Bej renginin yanısıra kırmızının da hakim olduğu son derece farklı tasarımlı deri ön panel, kıvrılarak ortasından tutturulmuş bir yapraktan yapılmışa benziyor. Bu yaprak teması, orta konsol tasarımında da görülüyor. Orta konsol “Touch Design” konseptine göre tasarlanmış olan kumandaları üzerinde topluyor.

Sürücü, bir joystick yardımıyla otomobilin başlıca fonksiyonlarına kumanda edebiliyor ve torpidonun üst kısmında yer alan gizlenebilir bir ekran üzerinde görüntüleyebiliyor. Sayaçlar, siyah ve “Margaux kırmızısı” fon üzerinde hem dijital, hem de analojik şekilde tasarlandı.

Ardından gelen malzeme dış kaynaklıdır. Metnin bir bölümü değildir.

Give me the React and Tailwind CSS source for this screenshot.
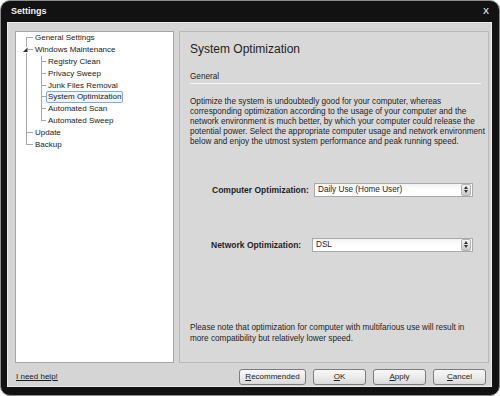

Arka bölümde konfora özel bir önem verildi. Bedeni saran arka koltuk geniş ve rahat. Mobilya dünyasından esinlenen Renault tasarımcıları tavan içine gömülü ve istenildiğinde yerinden çıkarılabilen okuma spotları yarattılar. Yolcular arzularına göre bu spotları yönlendirebiliyorlar.

“Margaux kırmızısı” deri kaplı bagaj, 396 dm3 yükleme hacmine ve yanlarda iki sıra yerleştirme gözüne sahip. Bagaj kapağının benzersiz, yepyeni bir açılış sistemi var. Ortasında yer alan bir kol yardımıyla tavan üzerinde kayarak açılıyor. Böylece iki yanda hiçbir unsur bagaja erişimi güçleştirmiyor.

Tasarımın vaatlerini yerine getiren bir motor

Fluence’ın motoru insanı adeta yolculuğa davet ediyor.

Önde konumlandırılan 3,5 V6 motor 280 bg güç üretiyor ve her hızda büyük bir sürüş keyfi sunuyor. İnce ayarlı yürüyen aksam ve şasi, canlı ve çevik bir sürüşe olanak verirken, her türlü yol koşuluna da uyum gösteriyor.

Özenli bir çalışma ile geliştirilen akustik düzen sayesinde motora tok ve güçlü bir ses kazandırıldı.

Fluence, lüks binek modellere yaraşan bir sürüş keyfi sunuyor. Altı ileri kademeli “sekansiyel” kumandalı otomatik vites kutusu büyük bir konfor ve kullanım rahatlığı sağlıyor.